On September 8th, two days after Biegun’s remarks about nuclear armament by South Korea and Japan, Secretary of State Mike Pompeo said that he thinks President Trump would be very disappointed if Chairman Kim doesn’t return to the negotiating table. 

It seems Washington’s gesture and pressure against Pyongyang, coupled with North Korea’s own decision regarding dialogue, prompted the North to propose the resumption of talks with the U.S. Meanwhile, the short-range projectiles fired by the communist regime on Tuesday are seen as their strategy in consideration of future negotiations with the U.S.

The projectiles flew about 330 kilometers. Even if they turn out to be missiles, the short-range missiles do not really threaten the U.S. The projectile launch, which came right after their dialogue proposal, shows that North Korea may launch a long-range missile if the U.S. fails to present a new method of calculation which could result in a breakdown in bilateral negotiations. That is to say, North Korea is using dialogue and pressure simultaneously. 

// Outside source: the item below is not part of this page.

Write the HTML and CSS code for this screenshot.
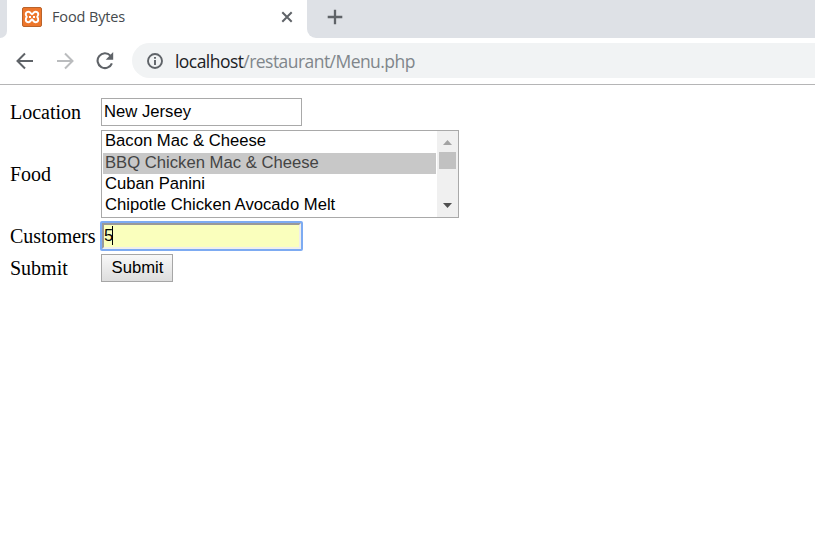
FILE: index.html
```html
<!DOCTYPE html>
<html lang="en">
<head>
<meta charset="utf-8">
<title>Food Bytes</title>
<link rel="stylesheet" href="styles.css">
</head>
<body>
<header class="tabs">
  <div class="strip-edge"></div>
  <div class="tab">
    <svg class="favicon" width="20" height="20" viewBox="0 0 20 20">
      <rect x=".5" y=".5" width="19" height="19" rx="1.5" fill="#ed762b" stroke="#b9632b"/>
      <path d="M10 7.3C8.8 7.3 8.7 4.7 6.5 4.7C3.5 4.7 3 8 4.8 9.9C3 11.8 3.5 15.2 6.5 15.2C8.7 15.2 8.8 12.6 10 12.6S11.3 15.2 13.5 15.2C16.5 15.2 17 11.8 15.2 9.9C17 8 16.5 4.7 13.5 4.7C11.3 4.7 11.2 7.3 10 7.3ZM7 9.9H9M11 9.9H13" fill="none" stroke="#fff" stroke-width="2" stroke-linejoin="round"/>
    </svg>
    <span class="tab-title">Food Bytes</span>
    <svg class="close" width="12" height="12" viewBox="0 0 12 12"><path d="M1.3 1.3 10.7 10.7M10.7 1.3 1.3 10.7" stroke="#5f6368" stroke-width="2"/></svg>
  </div>
  <div class="strip-rest">
    <svg width="16" height="16" viewBox="0 0 16 16"><path d="M8 .7V15.3M.7 8H15.3" stroke="#5f6368" stroke-width="2.3"/></svg>
  </div>
</header>
<nav class="toolbar">
  <svg class="back" width="18" height="18" viewBox="0 0 18 18"><path d="M17 9H2M9 1.5 1.5 9 9 16.5" fill="none" stroke="#5f6368" stroke-width="2"/></svg>
  <svg class="forward" width="18" height="18" viewBox="0 0 18 18"><path d="M1 9H16M9 1.5 16.5 9 9 16.5" fill="none" stroke="#babcbe" stroke-width="2"/></svg>
  <svg class="reload" width="18" height="18" viewBox="0 0 18 18"><path d="M14.4 3.6A7.4 7.4 0 1 0 15.9 11.3" fill="none" stroke="#5f6368" stroke-width="2.1"/><path d="M17.2 0V7.7H9.7Z" fill="#5f6368"/></svg>
  <div class="address">
    <svg width="16" height="16" viewBox="0 0 16 16"><circle cx="8" cy="8" r="7" fill="none" stroke="#5f6368" stroke-width="1.9"/><path d="M8 7V12M8 4V5.8" stroke="#5f6368" stroke-width="1.9"/></svg>
    <span class="url"><span class="host">localhost</span>/restaurant/Menu.php</span>
  </div>
</nav>
<main class="form">
  <span class="label">Location</span>
  <div class="field">New Jersey</div>
  <span class="label">Food</span>
  <div class="list">
    <ul class="options">
      <li>Bacon Mac &amp; Cheese</li>
      <li class="selected">BBQ Chicken Mac &amp; Cheese</li>
      <li>Cuban Panini</li>
      <li>Chipotle Chicken Avocado Melt</li>
    </ul>
    <div class="scrollbar">
      <svg width="9" height="5" viewBox="0 0 9 5"><path d="M0 5 4.5 0 9 5Z" fill="#a3a3a3"/></svg>
      <div class="thumb"></div>
      <svg class="down" width="9" height="5" viewBox="0 0 9 5"><path d="M0 0H9L4.5 5Z" fill="#505050"/></svg>
    </div>
  </div>
  <span class="label">Customers</span>
  <div class="field focused">5<i class="caret"></i></div>
  <span class="label">Submit</span>
  <button class="submit">Submit</button>
</main>
</body>
</html>
```
FILE: styles.css
```css
* { box-sizing: border-box; }
body { margin: 0; background: #fff; overflow: hidden; }
svg { display: block; flex: none; }

.tabs { display: flex; height: 38px; background: linear-gradient(#fff, #fff) 0 0 / 320px 38px no-repeat, #dee1e6; }
.strip-edge { width: 7px; background: #dee1e6; border-bottom-right-radius: 7px; }
.tab { display: flex; align-items: center; width: 300px; padding: 0 14px 4px 15px; background: #fff; }
.tab-title { flex: 1; margin-left: 10px; font: 14.5px/20px "Open Sans", sans-serif; letter-spacing: -.13px; color: #45494d; }
.strip-rest { flex: 1; padding: 9px 0 0 20px; background: #dee1e6; border-bottom-left-radius: 9px; }

.toolbar { display: flex; align-items: center; height: 47px; padding: 0 0 1px 16px; border-bottom: 1px solid #b5b5b6; }
.forward { margin-left: 22px; }
.reload { margin-left: 22px; }
.address { display: flex; align-items: center; flex: 1; height: 35px; margin-left: 18px; padding-left: 15px; background: #f1f3f4; border-radius: 18px 0 0 18px; }
.url { margin-left: 12px; font: 17.5px/24px "Open Sans", sans-serif; letter-spacing: -.55px; color: #80868b; white-space: nowrap; }
.host { color: #202124; }

.form { display: grid; grid-template-columns: 87px 358px; grid-template-rows: 28px 88px 28px 28px; gap: 4px; align-items: center; padding: 13px 0 0 10px; font: 20px/24px "Liberation Serif", serif; color: #000; }
.label { padding-bottom: 1px; }
.field, .list, .submit { font: 16.67px/21px "Liberation Sans", sans-serif; }
.field { width: 201px; height: 28px; padding: 2px; border: 1px solid #a9a9a9; }
.focused { display: flex; padding: 0; background: #faffbd; border: 3px solid; border-color: #999 #eee #eee #999; outline: 2px solid #7dabf2; outline-offset: -1px; border-radius: 1px; }
.caret { width: 1px; height: 19px; margin: 1px 0 0 -1px; background: #000; }
.list { display: flex; height: 88px; border: 1px solid #a9a9a9; }
.options { flex: 1; margin: 0; padding: 0 1px; list-style: none; white-space: nowrap; }
.options li { height: 21px; padding-left: 2px; line-height: 20px; }
.options li:first-child { height: 22px; }
.options .selected { color: #444; background: #c8c8c8; }
.scrollbar { display: flex; flex-direction: column; align-items: center; width: 21px; padding: 9px 0; background: #f0f0f0; }
.thumb { width: 17px; height: 17px; margin-top: 7px; background: #c1c1c1; }
.down { margin-top: auto; }
.submit { width: 72px; height: 28px; padding: 0 0 2px 1px; color: #000; background: linear-gradient(#f8f8f8, #ddd); border: 1px solid #a6a6a6; border-radius: 0; }
```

By firing the two short-range projectiles, North Korea seems to be asking the U.S. once again to come up with an alternative calculation, which North Korean leader Kim Jong-un mentioned in his speech at a session of the Supreme People’s Assembly in April. Obviously, Pyongyang is playing two different cards—dialogue and provocation—at the same time to boost its bargaining power at future negotiations with Washington.  Mr. Shin now explains what the new calculation is. 

Since the collapse of the Hanoi summit between North Korea and the U.S. in February of this year, the North has demanded that the U.S. make a new calculation. In Hanoi, the U.S. wanted the North to take comprehensive denuclearization steps to dismantle its main nuclear complex in Yongbyon and more while also removing its nuclear materials and weapons. The U.S. insisted that sanctions would be eased only after North Korea’s denuclearization is confirmed. 

Pyongyang, on the other hand, is opposed to Washington’s one-shot scheme. The U.S. says it could discuss an improvement in bilateral relations, humanitarian aid for the North and the establishment of a peace regime at their negotiations. But North Korea argues that the U.S. should include sanctions relief in a step-by-step denuclearization process advocated by the North. That’s the new calculation North Korea is talking about. 

North Korea and the U.S. have widely differing views on the method of denuclearization.  While the U.S. wants to sign a comprehensive, big deal to speed up the denuclearization process, North Korea maintains that it should achieve denuclearization in phases, starting from the dismantlement of its Yongbyon nuclear facility. In return, the North insists that the U.S. provide a security guarantee for the regime and lift sanctions. But Washington is unlikely to accept those unilateral steps which will be advantageous for only Pyongyang. Therefore, it will be difficult for the two sides to find a compromise at their future negotiations. 

North Korea and the U.S. are likely to resume negotiations in late September. But it will take time to narrow their differences. The Trump administration may clarify what it can offer to North Korea in November or December, when it will feel more pressured to reach a compromise, with next year’s presidential election in mind. The fate of their denuclearization talks next year hinges on whether or not the North will accept the offer. For that reason, the prospective working-level negotiations are crucial. I hope North Korea will pledge to take practical denuclearization measures that can win international trust at the negotiations and receive the compensation that it needs in return. 

It seems momentum for dialogue between North Korea and the U.S. has been revived. In a surprise development on Tuesday, President Trump abruptly dismissed his national security adviser John Bolton, a hard-liner on Pyongyang, raising speculation about a shift in the Trump administration’s North Korea policy. 

The key is how extensively both sides will make concessions. Their denuclearization negotiations could face an important turning point later this month, when the working-level talks are expected to take place.